_REQUIREMENT_:
Give back every line exactly as it appears, pictures excluded.

_RECORDS FOR THIS TASK_:
================================
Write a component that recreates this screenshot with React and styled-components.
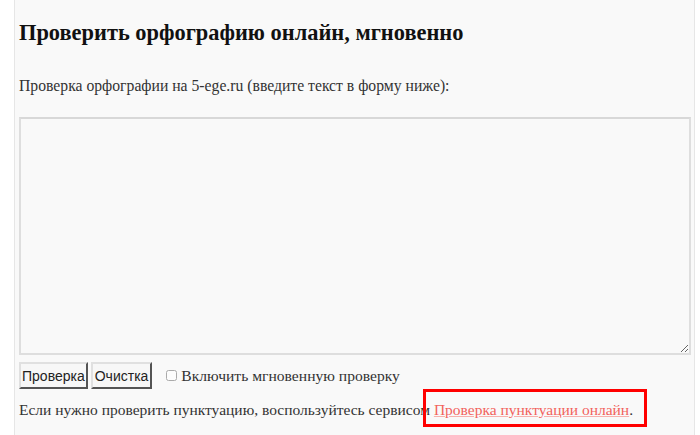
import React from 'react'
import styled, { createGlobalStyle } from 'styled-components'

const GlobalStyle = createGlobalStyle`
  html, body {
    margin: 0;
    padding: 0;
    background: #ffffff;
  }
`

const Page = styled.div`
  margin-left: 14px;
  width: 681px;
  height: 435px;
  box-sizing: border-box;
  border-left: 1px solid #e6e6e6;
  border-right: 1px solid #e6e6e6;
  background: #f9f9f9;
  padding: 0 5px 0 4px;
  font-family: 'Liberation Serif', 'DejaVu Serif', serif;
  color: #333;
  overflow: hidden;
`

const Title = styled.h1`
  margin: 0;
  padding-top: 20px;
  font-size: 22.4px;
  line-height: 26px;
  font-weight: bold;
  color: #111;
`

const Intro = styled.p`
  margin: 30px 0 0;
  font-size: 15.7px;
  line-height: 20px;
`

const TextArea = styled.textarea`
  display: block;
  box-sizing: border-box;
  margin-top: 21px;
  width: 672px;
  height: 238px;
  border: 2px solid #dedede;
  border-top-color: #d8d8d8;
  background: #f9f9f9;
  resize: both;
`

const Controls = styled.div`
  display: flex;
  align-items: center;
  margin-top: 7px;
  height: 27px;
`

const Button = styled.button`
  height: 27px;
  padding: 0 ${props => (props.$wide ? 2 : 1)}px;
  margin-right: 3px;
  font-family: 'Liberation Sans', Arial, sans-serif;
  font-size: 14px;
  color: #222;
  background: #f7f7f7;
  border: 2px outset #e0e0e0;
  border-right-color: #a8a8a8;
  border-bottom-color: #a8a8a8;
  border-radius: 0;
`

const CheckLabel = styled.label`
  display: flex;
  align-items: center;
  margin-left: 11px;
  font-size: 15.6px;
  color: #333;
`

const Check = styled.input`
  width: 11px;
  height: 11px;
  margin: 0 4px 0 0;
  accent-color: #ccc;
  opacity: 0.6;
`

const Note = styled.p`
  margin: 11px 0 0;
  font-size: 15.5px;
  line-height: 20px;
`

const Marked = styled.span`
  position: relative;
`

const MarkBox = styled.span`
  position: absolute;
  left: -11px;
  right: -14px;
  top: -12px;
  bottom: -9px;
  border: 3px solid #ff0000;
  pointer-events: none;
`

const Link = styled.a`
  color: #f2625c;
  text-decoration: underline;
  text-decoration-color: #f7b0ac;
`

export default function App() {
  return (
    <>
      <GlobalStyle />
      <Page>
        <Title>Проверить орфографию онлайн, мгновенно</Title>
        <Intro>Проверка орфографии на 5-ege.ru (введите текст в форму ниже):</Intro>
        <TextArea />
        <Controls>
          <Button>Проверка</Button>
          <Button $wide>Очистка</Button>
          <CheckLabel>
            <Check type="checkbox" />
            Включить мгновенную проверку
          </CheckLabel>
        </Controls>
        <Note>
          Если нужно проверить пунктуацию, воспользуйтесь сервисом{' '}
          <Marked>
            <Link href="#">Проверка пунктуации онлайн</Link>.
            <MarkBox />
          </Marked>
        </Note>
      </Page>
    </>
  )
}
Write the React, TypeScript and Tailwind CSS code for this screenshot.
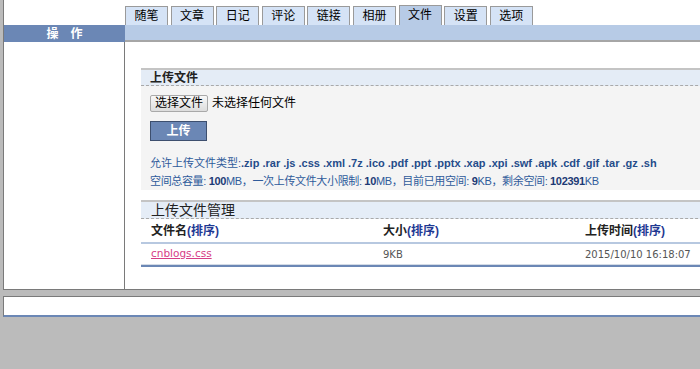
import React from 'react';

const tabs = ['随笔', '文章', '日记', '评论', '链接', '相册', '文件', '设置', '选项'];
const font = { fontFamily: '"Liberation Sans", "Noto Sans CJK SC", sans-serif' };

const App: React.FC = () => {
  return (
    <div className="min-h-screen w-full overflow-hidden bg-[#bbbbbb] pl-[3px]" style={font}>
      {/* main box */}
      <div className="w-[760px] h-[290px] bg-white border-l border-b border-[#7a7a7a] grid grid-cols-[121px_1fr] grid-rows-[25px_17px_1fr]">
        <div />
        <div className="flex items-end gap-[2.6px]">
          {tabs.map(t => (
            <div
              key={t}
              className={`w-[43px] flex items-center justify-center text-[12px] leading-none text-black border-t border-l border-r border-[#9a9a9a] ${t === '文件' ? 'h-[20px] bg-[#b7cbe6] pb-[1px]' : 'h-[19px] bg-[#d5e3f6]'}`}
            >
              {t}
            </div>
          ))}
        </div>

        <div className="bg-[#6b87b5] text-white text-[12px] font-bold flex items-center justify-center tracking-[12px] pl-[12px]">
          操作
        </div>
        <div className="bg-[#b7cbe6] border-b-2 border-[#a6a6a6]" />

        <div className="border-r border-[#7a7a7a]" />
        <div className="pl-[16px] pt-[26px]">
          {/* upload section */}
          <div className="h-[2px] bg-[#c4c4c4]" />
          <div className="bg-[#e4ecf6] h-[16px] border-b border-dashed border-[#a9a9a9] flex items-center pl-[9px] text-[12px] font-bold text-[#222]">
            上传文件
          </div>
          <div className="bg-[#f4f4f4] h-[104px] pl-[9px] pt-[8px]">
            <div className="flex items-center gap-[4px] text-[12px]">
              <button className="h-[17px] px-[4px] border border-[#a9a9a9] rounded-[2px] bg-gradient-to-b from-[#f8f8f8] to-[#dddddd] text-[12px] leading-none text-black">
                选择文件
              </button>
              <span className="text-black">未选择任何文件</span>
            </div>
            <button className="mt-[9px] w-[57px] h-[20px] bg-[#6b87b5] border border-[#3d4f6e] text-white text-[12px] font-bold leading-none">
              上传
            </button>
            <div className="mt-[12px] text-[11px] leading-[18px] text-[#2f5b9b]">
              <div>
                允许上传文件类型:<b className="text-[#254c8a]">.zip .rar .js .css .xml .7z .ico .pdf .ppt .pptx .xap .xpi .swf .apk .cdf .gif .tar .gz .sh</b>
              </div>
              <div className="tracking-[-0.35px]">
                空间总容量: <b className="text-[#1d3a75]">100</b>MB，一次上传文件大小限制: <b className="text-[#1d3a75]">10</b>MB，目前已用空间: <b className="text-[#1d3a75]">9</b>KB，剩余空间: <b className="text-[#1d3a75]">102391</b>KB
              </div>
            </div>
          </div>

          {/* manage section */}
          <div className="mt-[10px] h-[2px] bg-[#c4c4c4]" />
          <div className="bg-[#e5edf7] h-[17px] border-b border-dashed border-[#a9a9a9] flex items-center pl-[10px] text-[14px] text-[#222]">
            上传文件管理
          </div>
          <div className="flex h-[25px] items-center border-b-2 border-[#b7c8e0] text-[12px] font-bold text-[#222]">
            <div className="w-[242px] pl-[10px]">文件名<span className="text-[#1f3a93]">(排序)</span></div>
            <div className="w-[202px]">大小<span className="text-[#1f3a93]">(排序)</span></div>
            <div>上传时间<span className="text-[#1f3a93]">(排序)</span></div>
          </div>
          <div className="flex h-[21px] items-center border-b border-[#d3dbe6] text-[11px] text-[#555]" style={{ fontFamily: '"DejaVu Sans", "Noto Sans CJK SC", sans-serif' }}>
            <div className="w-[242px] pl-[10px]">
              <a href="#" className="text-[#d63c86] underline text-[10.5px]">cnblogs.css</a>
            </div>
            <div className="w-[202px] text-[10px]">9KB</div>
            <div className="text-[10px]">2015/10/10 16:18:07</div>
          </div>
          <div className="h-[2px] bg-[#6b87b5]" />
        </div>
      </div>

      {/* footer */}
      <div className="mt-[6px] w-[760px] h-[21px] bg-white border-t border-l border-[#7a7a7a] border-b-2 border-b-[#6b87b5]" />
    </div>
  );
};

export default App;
================================
_WRITTEN RESPONSE_:
Write a component that recreates this screenshot with React and styled-components.
import React from 'react'
import styled, { createGlobalStyle } from 'styled-components'

const GlobalStyle = createGlobalStyle`
  html, body {
    margin: 0;
    padding: 0;
    background: #ffffff;
  }
`

const Page = styled.div`
  margin-left: 14px;
  width: 681px;
  height: 435px;
  box-sizing: border-box;
  border-left: 1px solid #e6e6e6;
  border-right: 1px solid #e6e6e6;
  background: #f9f9f9;
  padding: 0 5px 0 4px;
  font-family: 'Liberation Serif', 'DejaVu Serif', serif;
  color: #333;
  overflow: hidden;
`

const Title = styled.h1`
  margin: 0;
  padding-top: 20px;
  font-size: 22.4px;
  line-height: 26px;
  font-weight: bold;
  color: #111;
`

const Intro = styled.p`
  margin: 30px 0 0;
  font-size: 15.7px;
  line-height: 20px;
`

const TextArea = styled.textarea`
  display: block;
  box-sizing: border-box;
  margin-top: 21px;
  width: 672px;
  height: 238px;
  border: 2px solid #dedede;
  border-top-color: #d8d8d8;
  background: #f9f9f9;
  resize: both;
`

const Controls = styled.div`
  display: flex;
  align-items: center;
  margin-top: 7px;
  height: 27px;
`

const Button = styled.button`
  height: 27px;
  padding: 0 ${props => (props.$wide ? 2 : 1)}px;
  margin-right: 3px;
  font-family: 'Liberation Sans', Arial, sans-serif;
  font-size: 14px;
  color: #222;
  background: #f7f7f7;
  border: 2px outset #e0e0e0;
  border-right-color: #a8a8a8;
  border-bottom-color: #a8a8a8;
  border-radius: 0;
`

const CheckLabel = styled.label`
  display: flex;
  align-items: center;
  margin-left: 11px;
  font-size: 15.6px;
  color: #333;
`

const Check = styled.input`
  width: 11px;
  height: 11px;
  margin: 0 4px 0 0;
  accent-color: #ccc;
  opacity: 0.6;
`

const Note = styled.p`
  margin: 11px 0 0;
  font-size: 15.5px;
  line-height: 20px;
`

const Marked = styled.span`
  position: relative;
`

const MarkBox = styled.span`
  position: absolute;
  left: -11px;
  right: -14px;
  top: -12px;
  bottom: -9px;
  border: 3px solid #ff0000;
  pointer-events: none;
`

const Link = styled.a`
  color: #f2625c;
  text-decoration: underline;
  text-decoration-color: #f7b0ac;
`

export default function App() {
  return (
    <>
      <GlobalStyle />
      <Page>
        <Title>Проверить орфографию онлайн, мгновенно</Title>
        <Intro>Проверка орфографии на 5-ege.ru (введите текст в форму ниже):</Intro>
        <TextArea />
        <Controls>
          <Button>Проверка</Button>
          <Button $wide>Очистка</Button>
          <CheckLabel>
            <Check type="checkbox" />
            Включить мгновенную проверку
          </CheckLabel>
        </Controls>
        <Note>
          Если нужно проверить пунктуацию, воспользуйтесь сервисом{' '}
          <Marked>
            <Link href="#">Проверка пунктуации онлайн</Link>.
            <MarkBox />
          </Marked>
        </Note>
      </Page>
    </>
  )
}
Write the React, TypeScript and Tailwind CSS code for this screenshot.
import React from 'react';

const tabs = ['随笔', '文章', '日记', '评论', '链接', '相册', '文件', '设置', '选项'];
const font = { fontFamily: '"Liberation Sans", "Noto Sans CJK SC", sans-serif' };

const App: React.FC = () => {
  return (
    <div className="min-h-screen w-full overflow-hidden bg-[#bbbbbb] pl-[3px]" style={font}>
      {/* main box */}
      <div className="w-[760px] h-[290px] bg-white border-l border-b border-[#7a7a7a] grid grid-cols-[121px_1fr] grid-rows-[25px_17px_1fr]">
        <div />
        <div className="flex items-end gap-[2.6px]">
          {tabs.map(t => (
            <div
              key={t}
              className={`w-[43px] flex items-center justify-center text-[12px] leading-none text-black border-t border-l border-r border-[#9a9a9a] ${t === '文件' ? 'h-[20px] bg-[#b7cbe6] pb-[1px]' : 'h-[19px] bg-[#d5e3f6]'}`}
            >
              {t}
            </div>
          ))}
        </div>

        <div className="bg-[#6b87b5] text-white text-[12px] font-bold flex items-center justify-center tracking-[12px] pl-[12px]">
          操作
        </div>
        <div className="bg-[#b7cbe6] border-b-2 border-[#a6a6a6]" />

        <div className="border-r border-[#7a7a7a]" />
        <div className="pl-[16px] pt-[26px]">
          {/* upload section */}
          <div className="h-[2px] bg-[#c4c4c4]" />
          <div className="bg-[#e4ecf6] h-[16px] border-b border-dashed border-[#a9a9a9] flex items-center pl-[9px] text-[12px] font-bold text-[#222]">
            上传文件
          </div>
          <div className="bg-[#f4f4f4] h-[104px] pl-[9px] pt-[8px]">
            <div className="flex items-center gap-[4px] text-[12px]">
              <button className="h-[17px] px-[4px] border border-[#a9a9a9] rounded-[2px] bg-gradient-to-b from-[#f8f8f8] to-[#dddddd] text-[12px] leading-none text-black">
                选择文件
              </button>
              <span className="text-black">未选择任何文件</span>
            </div>
            <button className="mt-[9px] w-[57px] h-[20px] bg-[#6b87b5] border border-[#3d4f6e] text-white text-[12px] font-bold leading-none">
              上传
            </button>
            <div className="mt-[12px] text-[11px] leading-[18px] text-[#2f5b9b]">
              <div>
                允许上传文件类型:<b className="text-[#254c8a]">.zip .rar .js .css .xml .7z .ico .pdf .ppt .pptx .xap .xpi .swf .apk .cdf .gif .tar .gz .sh</b>
              </div>
              <div className="tracking-[-0.35px]">
                空间总容量: <b className="text-[#1d3a75]">100</b>MB，一次上传文件大小限制: <b className="text-[#1d3a75]">10</b>MB，目前已用空间: <b className="text-[#1d3a75]">9</b>KB，剩余空间: <b className="text-[#1d3a75]">102391</b>KB
              </div>
            </div>
          </div>

          {/* manage section */}
          <div className="mt-[10px] h-[2px] bg-[#c4c4c4]" />
          <div className="bg-[#e5edf7] h-[17px] border-b border-dashed border-[#a9a9a9] flex items-center pl-[10px] text-[14px] text-[#222]">
            上传文件管理
          </div>
          <div className="flex h-[25px] items-center border-b-2 border-[#b7c8e0] text-[12px] font-bold text-[#222]">
            <div className="w-[242px] pl-[10px]">文件名<span className="text-[#1f3a93]">(排序)</span></div>
            <div className="w-[202px]">大小<span className="text-[#1f3a93]">(排序)</span></div>
            <div>上传时间<span className="text-[#1f3a93]">(排序)</span></div>
          </div>
          <div className="flex h-[21px] items-center border-b border-[#d3dbe6] text-[11px] text-[#555]" style={{ fontFamily: '"DejaVu Sans", "Noto Sans CJK SC", sans-serif' }}>
            <div className="w-[242px] pl-[10px]">
              <a href="#" className="text-[#d63c86] underline text-[10.5px]">cnblogs.css</a>
            </div>
            <div className="w-[202px] text-[10px]">9KB</div>
            <div className="text-[10px]">2015/10/10 16:18:07</div>
          </div>
          <div className="h-[2px] bg-[#6b87b5]" />
        </div>
      </div>

      {/* footer */}
      <div className="mt-[6px] w-[760px] h-[21px] bg-white border-t border-l border-[#7a7a7a] border-b-2 border-b-[#6b87b5]" />
    </div>
  );
};

export default App;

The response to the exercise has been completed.